◆ EXERCISE BRIEF:
Report each line of the data that includes the word "page".

:: GIVEN DATA ::

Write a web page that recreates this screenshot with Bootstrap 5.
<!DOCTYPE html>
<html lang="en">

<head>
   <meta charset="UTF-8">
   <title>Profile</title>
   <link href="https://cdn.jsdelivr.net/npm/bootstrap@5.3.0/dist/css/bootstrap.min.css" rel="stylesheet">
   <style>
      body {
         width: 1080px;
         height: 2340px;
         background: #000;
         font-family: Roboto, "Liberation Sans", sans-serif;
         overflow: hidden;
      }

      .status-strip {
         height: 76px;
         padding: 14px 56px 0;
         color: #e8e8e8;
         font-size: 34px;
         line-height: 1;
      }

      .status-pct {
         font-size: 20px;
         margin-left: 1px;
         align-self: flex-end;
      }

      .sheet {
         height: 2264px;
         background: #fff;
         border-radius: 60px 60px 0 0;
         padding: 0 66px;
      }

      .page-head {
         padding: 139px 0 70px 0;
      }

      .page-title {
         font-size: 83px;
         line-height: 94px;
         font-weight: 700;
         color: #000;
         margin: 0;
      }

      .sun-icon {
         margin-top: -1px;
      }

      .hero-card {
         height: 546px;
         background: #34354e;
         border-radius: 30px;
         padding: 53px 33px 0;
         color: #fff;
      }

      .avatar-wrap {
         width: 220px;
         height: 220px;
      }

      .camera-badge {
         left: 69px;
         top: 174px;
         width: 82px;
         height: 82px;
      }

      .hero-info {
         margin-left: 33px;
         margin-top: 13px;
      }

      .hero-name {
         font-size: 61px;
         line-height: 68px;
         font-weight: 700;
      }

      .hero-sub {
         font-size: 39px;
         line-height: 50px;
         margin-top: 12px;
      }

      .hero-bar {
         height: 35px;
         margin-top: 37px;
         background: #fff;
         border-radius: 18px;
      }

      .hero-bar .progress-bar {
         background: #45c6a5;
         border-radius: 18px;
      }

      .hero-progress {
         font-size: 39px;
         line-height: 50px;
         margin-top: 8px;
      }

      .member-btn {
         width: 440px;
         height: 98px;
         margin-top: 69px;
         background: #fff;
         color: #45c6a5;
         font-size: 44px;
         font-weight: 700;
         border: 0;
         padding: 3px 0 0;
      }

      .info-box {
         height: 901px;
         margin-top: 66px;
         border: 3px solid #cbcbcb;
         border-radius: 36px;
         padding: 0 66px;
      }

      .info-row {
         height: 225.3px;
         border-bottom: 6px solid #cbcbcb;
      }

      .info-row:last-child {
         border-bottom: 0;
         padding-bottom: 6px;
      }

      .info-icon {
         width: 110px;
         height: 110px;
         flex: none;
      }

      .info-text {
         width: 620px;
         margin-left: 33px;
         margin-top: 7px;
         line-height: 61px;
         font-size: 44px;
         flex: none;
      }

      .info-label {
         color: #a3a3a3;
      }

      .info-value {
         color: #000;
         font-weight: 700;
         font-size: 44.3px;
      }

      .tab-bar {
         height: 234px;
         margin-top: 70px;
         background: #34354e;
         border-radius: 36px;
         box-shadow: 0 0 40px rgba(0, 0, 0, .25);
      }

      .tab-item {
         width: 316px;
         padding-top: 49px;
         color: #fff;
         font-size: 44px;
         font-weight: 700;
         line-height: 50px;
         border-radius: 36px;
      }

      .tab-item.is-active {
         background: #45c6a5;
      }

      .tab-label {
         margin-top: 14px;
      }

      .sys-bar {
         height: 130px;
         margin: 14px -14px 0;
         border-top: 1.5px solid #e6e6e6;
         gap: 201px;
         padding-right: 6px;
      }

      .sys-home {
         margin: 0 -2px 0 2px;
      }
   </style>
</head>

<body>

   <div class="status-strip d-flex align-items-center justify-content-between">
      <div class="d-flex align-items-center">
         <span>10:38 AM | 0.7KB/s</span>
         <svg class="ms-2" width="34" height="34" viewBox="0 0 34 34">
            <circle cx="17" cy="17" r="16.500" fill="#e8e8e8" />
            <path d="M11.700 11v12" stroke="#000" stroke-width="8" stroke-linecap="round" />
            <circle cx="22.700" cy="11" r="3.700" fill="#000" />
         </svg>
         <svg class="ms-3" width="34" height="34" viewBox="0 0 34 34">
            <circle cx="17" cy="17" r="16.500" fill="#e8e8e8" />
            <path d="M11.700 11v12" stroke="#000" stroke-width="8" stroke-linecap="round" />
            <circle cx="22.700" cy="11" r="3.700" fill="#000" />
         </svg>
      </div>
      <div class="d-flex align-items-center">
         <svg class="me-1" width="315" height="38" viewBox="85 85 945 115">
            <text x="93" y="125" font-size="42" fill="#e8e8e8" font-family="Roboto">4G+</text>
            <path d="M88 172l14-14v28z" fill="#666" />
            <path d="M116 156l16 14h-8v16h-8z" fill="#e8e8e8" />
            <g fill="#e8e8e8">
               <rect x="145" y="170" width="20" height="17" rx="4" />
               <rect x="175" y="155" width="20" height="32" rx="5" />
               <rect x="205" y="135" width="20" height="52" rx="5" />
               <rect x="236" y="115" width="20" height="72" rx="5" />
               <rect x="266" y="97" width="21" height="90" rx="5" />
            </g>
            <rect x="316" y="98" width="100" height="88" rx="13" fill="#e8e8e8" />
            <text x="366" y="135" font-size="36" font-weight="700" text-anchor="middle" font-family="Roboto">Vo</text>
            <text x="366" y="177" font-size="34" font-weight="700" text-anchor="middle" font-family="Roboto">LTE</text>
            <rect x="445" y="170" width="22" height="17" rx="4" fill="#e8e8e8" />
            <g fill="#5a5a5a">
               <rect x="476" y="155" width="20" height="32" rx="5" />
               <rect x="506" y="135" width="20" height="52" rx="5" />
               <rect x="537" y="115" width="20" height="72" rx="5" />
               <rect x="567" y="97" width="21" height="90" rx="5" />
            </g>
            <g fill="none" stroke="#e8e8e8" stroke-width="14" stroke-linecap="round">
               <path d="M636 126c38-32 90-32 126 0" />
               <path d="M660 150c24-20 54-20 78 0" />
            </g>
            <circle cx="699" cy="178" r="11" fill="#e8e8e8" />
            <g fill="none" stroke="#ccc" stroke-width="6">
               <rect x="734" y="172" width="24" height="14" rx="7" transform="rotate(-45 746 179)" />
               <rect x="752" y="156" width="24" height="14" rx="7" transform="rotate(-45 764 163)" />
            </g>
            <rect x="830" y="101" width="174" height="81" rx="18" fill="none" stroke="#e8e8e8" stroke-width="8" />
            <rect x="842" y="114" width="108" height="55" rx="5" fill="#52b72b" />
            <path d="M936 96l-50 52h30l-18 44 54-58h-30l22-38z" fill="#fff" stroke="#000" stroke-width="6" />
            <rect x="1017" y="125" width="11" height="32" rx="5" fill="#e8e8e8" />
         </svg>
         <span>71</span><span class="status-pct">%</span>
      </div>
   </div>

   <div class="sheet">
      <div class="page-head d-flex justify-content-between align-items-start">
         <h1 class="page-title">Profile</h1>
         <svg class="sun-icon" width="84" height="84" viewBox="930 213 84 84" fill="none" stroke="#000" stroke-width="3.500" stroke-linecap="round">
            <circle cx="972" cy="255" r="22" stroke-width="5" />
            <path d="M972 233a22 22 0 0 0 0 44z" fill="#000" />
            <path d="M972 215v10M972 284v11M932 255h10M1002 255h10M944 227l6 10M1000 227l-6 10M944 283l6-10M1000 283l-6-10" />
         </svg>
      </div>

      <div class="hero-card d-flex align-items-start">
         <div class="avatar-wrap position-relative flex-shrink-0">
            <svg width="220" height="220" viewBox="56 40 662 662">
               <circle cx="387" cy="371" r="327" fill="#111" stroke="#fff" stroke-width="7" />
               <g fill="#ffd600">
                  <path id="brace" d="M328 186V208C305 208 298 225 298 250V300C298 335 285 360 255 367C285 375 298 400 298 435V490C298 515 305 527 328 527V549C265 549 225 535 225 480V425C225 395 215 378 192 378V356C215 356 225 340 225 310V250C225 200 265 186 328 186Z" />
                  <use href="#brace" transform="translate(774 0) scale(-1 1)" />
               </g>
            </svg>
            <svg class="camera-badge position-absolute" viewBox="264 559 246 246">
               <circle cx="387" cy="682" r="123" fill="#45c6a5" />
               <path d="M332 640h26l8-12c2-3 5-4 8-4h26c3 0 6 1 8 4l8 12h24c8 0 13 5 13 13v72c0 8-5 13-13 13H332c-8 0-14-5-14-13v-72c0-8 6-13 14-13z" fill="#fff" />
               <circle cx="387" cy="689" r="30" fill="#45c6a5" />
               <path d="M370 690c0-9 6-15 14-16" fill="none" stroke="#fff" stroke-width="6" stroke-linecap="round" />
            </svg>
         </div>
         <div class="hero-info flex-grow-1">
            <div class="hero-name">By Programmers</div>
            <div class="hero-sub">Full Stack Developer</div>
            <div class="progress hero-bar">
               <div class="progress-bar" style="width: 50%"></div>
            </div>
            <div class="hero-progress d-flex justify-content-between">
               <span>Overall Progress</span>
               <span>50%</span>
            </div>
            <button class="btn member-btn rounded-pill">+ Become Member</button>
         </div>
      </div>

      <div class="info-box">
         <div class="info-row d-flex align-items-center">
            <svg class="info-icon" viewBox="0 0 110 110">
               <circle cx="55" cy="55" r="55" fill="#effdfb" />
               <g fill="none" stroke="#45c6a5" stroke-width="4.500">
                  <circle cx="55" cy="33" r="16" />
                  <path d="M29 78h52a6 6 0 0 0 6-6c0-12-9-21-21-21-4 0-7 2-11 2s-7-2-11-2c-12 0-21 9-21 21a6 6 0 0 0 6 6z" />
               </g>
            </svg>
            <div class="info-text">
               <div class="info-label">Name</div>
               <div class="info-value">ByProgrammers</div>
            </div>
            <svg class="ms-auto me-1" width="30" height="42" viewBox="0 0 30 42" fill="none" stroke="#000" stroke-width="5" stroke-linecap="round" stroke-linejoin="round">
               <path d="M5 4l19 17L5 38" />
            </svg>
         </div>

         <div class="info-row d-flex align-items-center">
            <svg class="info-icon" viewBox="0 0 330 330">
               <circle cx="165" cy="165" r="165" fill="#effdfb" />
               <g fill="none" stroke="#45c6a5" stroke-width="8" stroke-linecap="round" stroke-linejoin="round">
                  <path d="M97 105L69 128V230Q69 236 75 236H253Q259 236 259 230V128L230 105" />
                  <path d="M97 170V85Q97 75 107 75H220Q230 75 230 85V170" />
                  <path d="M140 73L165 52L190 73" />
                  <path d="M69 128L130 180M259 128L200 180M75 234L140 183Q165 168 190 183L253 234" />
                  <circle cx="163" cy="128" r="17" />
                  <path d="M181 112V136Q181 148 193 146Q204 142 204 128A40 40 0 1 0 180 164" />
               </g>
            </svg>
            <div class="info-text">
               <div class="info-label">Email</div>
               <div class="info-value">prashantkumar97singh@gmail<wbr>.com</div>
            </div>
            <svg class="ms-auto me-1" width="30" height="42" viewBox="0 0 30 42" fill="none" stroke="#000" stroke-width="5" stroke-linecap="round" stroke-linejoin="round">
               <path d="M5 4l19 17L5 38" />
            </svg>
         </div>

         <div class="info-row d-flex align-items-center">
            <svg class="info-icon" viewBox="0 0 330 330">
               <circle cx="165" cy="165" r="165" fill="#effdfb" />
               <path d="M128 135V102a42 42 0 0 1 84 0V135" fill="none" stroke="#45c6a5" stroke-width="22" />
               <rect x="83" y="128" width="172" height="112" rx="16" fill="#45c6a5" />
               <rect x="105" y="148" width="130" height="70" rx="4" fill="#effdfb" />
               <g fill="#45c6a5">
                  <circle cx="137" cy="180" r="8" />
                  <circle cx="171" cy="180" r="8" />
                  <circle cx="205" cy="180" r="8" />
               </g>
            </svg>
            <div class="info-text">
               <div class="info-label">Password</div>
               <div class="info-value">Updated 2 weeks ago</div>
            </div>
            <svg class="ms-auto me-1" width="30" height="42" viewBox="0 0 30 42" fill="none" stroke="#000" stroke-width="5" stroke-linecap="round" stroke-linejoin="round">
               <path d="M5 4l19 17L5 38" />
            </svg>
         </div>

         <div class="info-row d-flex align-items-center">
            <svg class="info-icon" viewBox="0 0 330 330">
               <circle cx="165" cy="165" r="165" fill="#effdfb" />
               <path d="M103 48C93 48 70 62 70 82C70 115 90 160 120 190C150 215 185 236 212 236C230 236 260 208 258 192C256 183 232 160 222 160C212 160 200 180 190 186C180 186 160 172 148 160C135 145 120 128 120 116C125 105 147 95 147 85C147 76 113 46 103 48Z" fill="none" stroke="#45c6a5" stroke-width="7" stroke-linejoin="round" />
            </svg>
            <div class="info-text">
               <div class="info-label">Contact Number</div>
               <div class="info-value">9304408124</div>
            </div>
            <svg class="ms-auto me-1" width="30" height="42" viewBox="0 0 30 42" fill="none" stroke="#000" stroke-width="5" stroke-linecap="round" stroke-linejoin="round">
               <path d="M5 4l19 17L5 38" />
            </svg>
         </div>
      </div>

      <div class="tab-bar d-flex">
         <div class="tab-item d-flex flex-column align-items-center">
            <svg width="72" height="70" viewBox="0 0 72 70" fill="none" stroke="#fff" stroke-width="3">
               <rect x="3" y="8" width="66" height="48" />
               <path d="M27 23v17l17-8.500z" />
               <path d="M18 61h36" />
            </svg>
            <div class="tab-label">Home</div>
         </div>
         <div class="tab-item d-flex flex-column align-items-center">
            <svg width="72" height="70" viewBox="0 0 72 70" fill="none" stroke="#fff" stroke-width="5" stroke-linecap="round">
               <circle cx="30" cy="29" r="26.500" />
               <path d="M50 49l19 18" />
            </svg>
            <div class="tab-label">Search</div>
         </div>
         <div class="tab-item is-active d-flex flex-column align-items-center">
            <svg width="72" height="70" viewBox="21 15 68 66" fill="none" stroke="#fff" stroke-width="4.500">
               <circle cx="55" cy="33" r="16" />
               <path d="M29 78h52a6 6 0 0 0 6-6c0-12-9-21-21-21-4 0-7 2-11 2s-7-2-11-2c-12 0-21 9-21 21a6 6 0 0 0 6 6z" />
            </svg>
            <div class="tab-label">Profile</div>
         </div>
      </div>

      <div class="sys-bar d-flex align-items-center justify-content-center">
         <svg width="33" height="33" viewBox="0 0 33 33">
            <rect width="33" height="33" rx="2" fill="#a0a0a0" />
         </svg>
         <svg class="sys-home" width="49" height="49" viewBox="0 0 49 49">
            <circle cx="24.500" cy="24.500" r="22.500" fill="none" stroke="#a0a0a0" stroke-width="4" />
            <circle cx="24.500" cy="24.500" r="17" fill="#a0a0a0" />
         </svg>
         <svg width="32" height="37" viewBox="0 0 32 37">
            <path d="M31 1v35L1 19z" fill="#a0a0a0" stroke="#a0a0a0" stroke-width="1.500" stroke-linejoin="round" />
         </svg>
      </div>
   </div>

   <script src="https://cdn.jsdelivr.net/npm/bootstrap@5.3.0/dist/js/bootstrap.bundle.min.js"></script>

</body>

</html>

:::

◆ THE ANSWER:
Write a web page that recreates this screenshot with Bootstrap 5.
      .page-head {
      .page-title {
      <div class="page-head d-flex justify-content-between align-items-start">
         <h1 class="page-title">Profile</h1>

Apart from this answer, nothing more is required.